Political Deliverability is Personal

I recently worked the door at a fundraiser for a local community organization, held at a beautiful house in Denver’s fanciest neighborhood. We four volunteers greeted many of Colorado’s wealthiest, most influential, and most charitable people, asking them to sign in and handing them their name badges. This was the kind of event where the hosts expect everyone to donate at least $100 just to come in the door.

The fundraising director explained that the sign-in form was only to ensure that they had the correct information to provide tax receipts. In most cases, these generous people had donated in the past — and thus were already in the big donor database. But if there was anything missing from the donation form, the sign-in form would provide additional ways to get in touch and clear up any questions.

Nearly everyone was fine with listing their name and home address. Many provided their phone numbers. Very few wrote down their email addresses.

Before handing back to the clipboard, some complained that they already receive too much email. As a representative of this organization, I explained that they wouldn’t be added to any additional mailing list due to this form — but it didn’t change anyone’s minds. They’ve all been burned too many times by non-profit and political fundraising campaigns that send more and more email, and never let them unsubscribe. It wasn’t anything specific to this organization, whose practices are better than average; these wealthy donors now refuse to share their email address with any organization.

I’ve had similar experiences. Just last week I got another message from a member of the U.S. House of Representatives, in whose district I used to live. I moved nearly two years ago, and keep my voter registration current, but she keeps sending me stuff. There’s no information on how to unsubscribe, even though she was a vocal supporter of CAN-SPAM. So I went to her web site on house.gov, found the contact form, and requested removal.

The form rejected me because I don’t live in her district.

Annoyed, I changed my answers on the form to reflect my old address. That wasn’t good enough, either — apparently the district lines have been re-drawn, so my old house is no longer in her district! Next time I guess I’ll have to call, though I don’t like wasting a Congressional staffer’s time with such a minor issue.

And, of course, there’s the recent flap over the White House’s email practices.

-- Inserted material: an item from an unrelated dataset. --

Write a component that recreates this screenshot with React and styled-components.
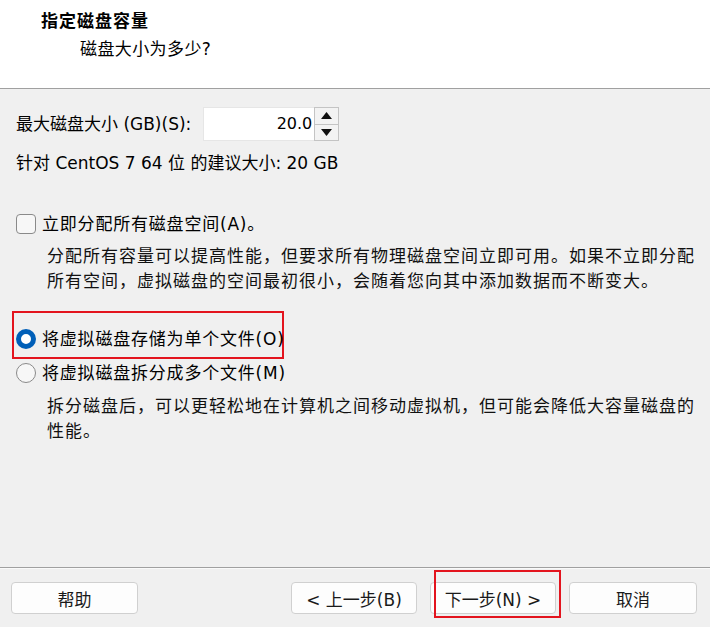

Email marketers — whether for-profit or non-profit, political or charitable or commercial — tend to follow each others’ examples. Monkey see, monkey do. So even though politicians and non-profits are exempt from CAN-SPAM — nay, because they are exempt — it’s their responsibility to set the best possible example. And it’s the responsibility of the commercial senders, who have always been three or four years ahead in terms of both technology and practices, to show them the way.